Count your blessings
For Hong Kong and other Asian economies, the terrorist attack on America could not have come at a worse time. The panic reaction in Asian stock markets indicates the shockwaves of horror and foreboding swamping the business community.
Financial Secretary Antony Leung Kam-chung sought to calm local fears by saying that although exports and re-exports would be affected at first, further interest cuts and a softer US dollar could have a positive effect on the local economic outlook.
Some economists even take the bullish view that the attack will galvanise Americans into action, and help put off a recession. For the time being, however, the general sentiment is that the attack was bad news for a world pinning its hopes on American resilience to stave off a global crash.
But talk of the economy seems banal and trivial against the scale of the human tragedy. There can be few Hong Kong families, from Chief Executive Tung Chee-hwa to people in the farthest New Territories village, without friends or relatives in the U.S.
Hong Kong was among 26 nations which had offices in the World Trade Centre. They all suffered a grievous blow, whether or not their nationals had survived or perished in the disaster.
Hong Kong is no major player in international politics but a cosmopolitan trading city whose prosperity and stability depends on world peace. Tuesday's atrocity was terrible proof that peace is fragile. And in both human and economic terms, no one can safely say he could be isolated from the ills of a world riven for decades by terrorism and violence.

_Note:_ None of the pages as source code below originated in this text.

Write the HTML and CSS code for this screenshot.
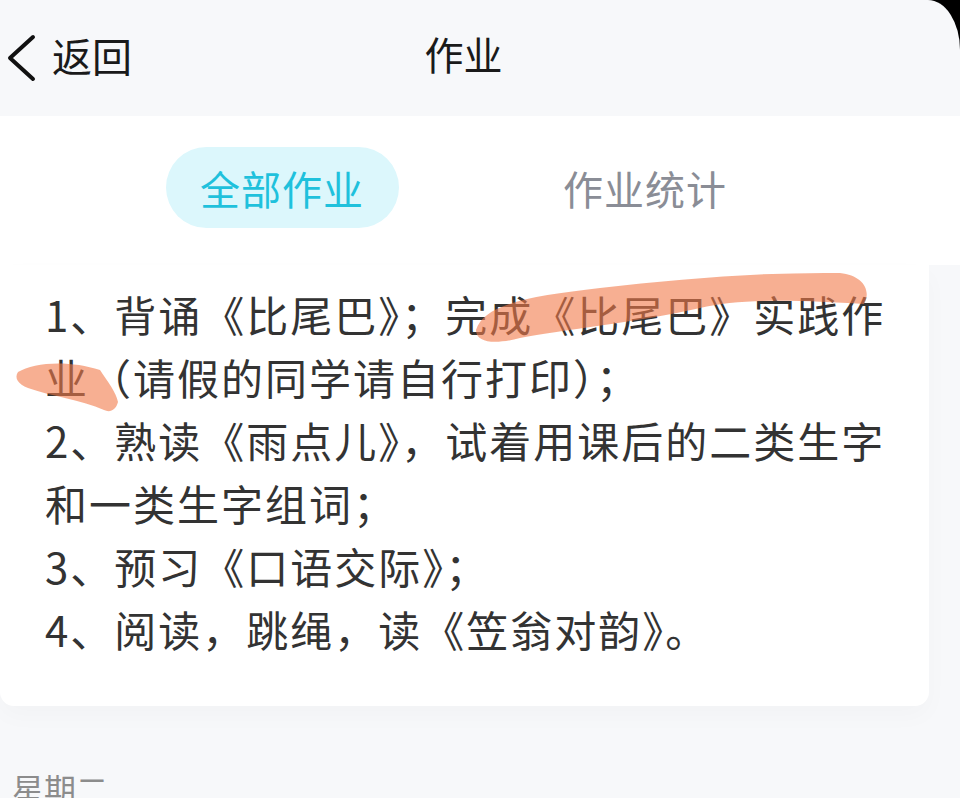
FILE: index.html
```html
<!DOCTYPE html>
<html lang="zh-CN">
<head>
  <meta charset="UTF-8">
  <meta name="viewport" content="width=device-width, initial-scale=1.0">
  <title>作业</title>
  <link rel="stylesheet" href="styles.css">
</head>
<body>
  <div class="app">
    <!-- 顶部导航 -->
    <div class="header">
      <div class="back">
        <svg class="back-icon" width="34" height="50" viewBox="0 0 34 50">
          <polyline points="27,4 4,25 27,46" fill="none" stroke="#111" stroke-width="4" stroke-linecap="round" stroke-linejoin="round"/>
        </svg>
        <span>返回</span>
      </div>
      <div class="title">作业</div>
      <div></div>
    </div>

    <!-- 标签切换 -->
    <div class="tab-band">
      <div class="tabs">
        <div class="tab active">全部作业</div>
        <div class="tab">作业统计</div>
      </div>
    </div>

    <!-- 作业内容 -->
    <div class="card">
      <p class="homework">1、背诵《比尾巴》；完成《比尾巴》实践作业（请假的同学请自行打印）；<br>2、熟读《雨点儿》，试着用课后的二类生字和一类生字组词；<br>3、预习《口语交际》；<br>4、阅读，跳绳，读《笠翁对韵》。</p>
    </div>

    <div class="day">星期二</div>

    <!-- 荧光笔标记 -->
    <svg class="marks" width="960" height="798" viewBox="0 0 960 798">
      <path d="M476 330 C484 304 530 296 600 288 C680 279 760 272 840 273 C862 275 872 290 864 304 C800 300 740 298 700 308 C640 322 560 330 520 338 C498 344 476 344 476 330 Z"/>
      <path d="M18 372 C34 362 70 360 100 370 C108 382 116 392 118 402 C116 410 110 413 104 410 C82 400 50 396 28 388 C18 384 14 378 18 372 Z"/>
    </svg>
  </div>
</body>
</html>
```

FILE: styles.css
```css
html,
body {
  margin: 0;
  background-color: #000;
}
body {
  font-family: "Noto Sans CJK SC", "Noto Sans", sans-serif;
}
.app {
  position: relative;
  width: 960px;
  height: 798px;
  overflow: hidden;
  background-color: #f7f8fa;
  border-top-right-radius: 32px 50px;
}
.header {
  width: 927px;
  height: 116px;
  display: grid;
  grid-template-columns: 1fr auto 1fr;
  align-items: center;
}
.back {
  display: flex;
  align-items: center;
  gap: 12px;
  padding-left: 6px;
  font-size: 40px;
  color: #1a1a1a;
}
.back span {
  margin-top: -6px;
}
.title {
  font-size: 39px;
  color: #1a1a1a;
  margin-top: -10px;
}
.tab-band {
  background-color: #fff;
  height: 149px;
}
.tabs {
  width: 927px;
  display: flex;
  justify-content: center;
  gap: 130px;
  padding-top: 31px;
}
.tab {
  width: 233px;
  height: 81px;
  border-radius: 41px;
  display: flex;
  align-items: center;
  justify-content: center;
  font-size: 40px;
  letter-spacing: 1px;
  color: #8a8d96;
}
.tab.active {
  background-color: #dcf7fc;
  color: #1fc1dc;
}
.card {
  width: 929px;
  box-sizing: border-box;
  background-color: #fff;
  border-radius: 0 0 14px 14px;
  padding: 17px 40px 46px 45px;
  box-shadow: 0 10px 24px rgba(0, 0, 0, 0.025);
}
.homework {
  margin: 0;
  font-size: 42px;
  line-height: 63px;
  letter-spacing: 2px;
  color: #333;
}
.day {
  margin-top: 59px;
  padding-left: 12px;
  font-size: 32px;
  color: #8c8c8c;
}
.marks {
  position: absolute;
  left: 0;
  top: 0;
  pointer-events: none;
}
.marks path {
  fill: #f27a4a;
  fill-opacity: 0.6;
}
```
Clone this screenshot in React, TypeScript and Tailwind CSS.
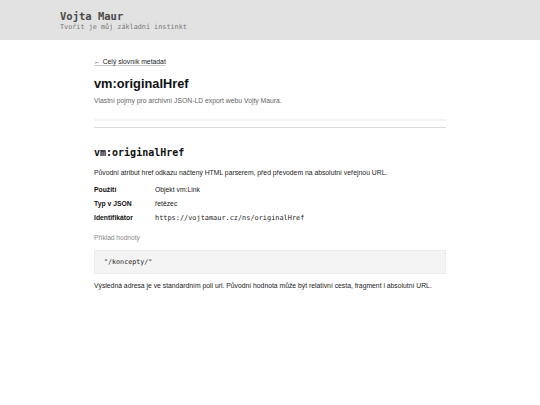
const mono = "font-['DejaVu_Sans_Mono',monospace]";
const sans = "font-['Liberation_Sans',Arial,sans-serif]";

const rows = [
  { label: "Použití", value: "Objekt vm:Link", code: false },
  { label: "Typ v JSON", value: "řetězec", code: false },
  { label: "Identifikátor", value: "https://vojtamaur.cz/ns/originalHref", code: true },
];

export default function App() {
  return (
    <div className={`min-h-[405px] bg-white text-[#222] ${sans}`}>
      <header className="h-[40px] bg-[#e2e2e2]">
        <div className={`w-[420px] mx-auto pt-[9px] ${mono}`}>
          <div className="text-[10.5px] leading-[14px] font-bold text-[#4a4a4a]">Vojta Maur</div>
          <div className="text-[6.8px] leading-[9px] text-[#777]">Tvořit je můj základní instinkt</div>
        </div>
      </header>

      <main className="w-[352px] mx-auto pt-[17px]">
        <a href="#" className="block text-[6.8px] leading-[10px] text-[#222] underline decoration-[#ccc]">
          ← Celý slovník metadat
        </a>
        <h1 className="mt-[9px] text-[12.8px] leading-[16px] font-bold text-[#111]">vm:originalHref</h1>
        <p className="mt-[4px] text-[6.8px] leading-[10px] text-[#666]">
          Vlastní pojmy pro archivní JSON-LD export webu Vojty Maura.
        </p>
        <div className="mt-[13px] h-[2px] bg-[#f3f3f3]"></div>
        <div className="mt-[6px] h-px bg-[#dcdcdc]"></div>

        <section>
          <h2 className={`mt-[18px] text-[10px] leading-[14px] font-bold text-[#111] ${mono}`}>vm:originalHref</h2>
          <p className="mt-[8px] text-[6.8px] leading-[10px]">
            Původní atribut href odkazu načtený HTML parserem, před převodem na absolutní veřejnou URL.
          </p>
          <div className="mt-[5px]">
            {rows.map((r) => (
              <div key={r.label} className="flex h-[14px] items-center text-[6.8px]">
                <div className="w-[61px] font-bold text-[#111]">{r.label}</div>
                <div className={r.code ? `${mono} text-[6.9px]` : ""}>{r.value}</div>
              </div>
            ))}
          </div>
          <div className="mt-[8px] text-[6.6px] leading-[10px] text-[#888]">Příklad hodnoty</div>
          <pre className={`mt-[7px] h-[24px] flex items-center px-[9px] bg-[#f4f4f4] border border-[#ececec] text-[6.7px] text-[#222] ${mono}`}>
            "/koncepty/"
          </pre>
          <p className="mt-[7px] text-[6.8px] leading-[10px]">
            Výsledná adresa je ve standardním poli url. Původní hodnota může být relativní cesta, fragment i absolutní URL.
          </p>
        </section>
      </main>
    </div>
  );
}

So it is not a time to focus on parochial concerns. Rather than indulging in quarrels about what is wrong with the SAR, Hong Kong people should really count their blessings, put aside their differences and work for a better tomorrow.
We are not in a position to do much to contribute to world peace. But we have been setting a good example to the world that peace and good government not ethnic, religious or ideological unity are what it takes for an over-populated city lacking natural resources to prosper.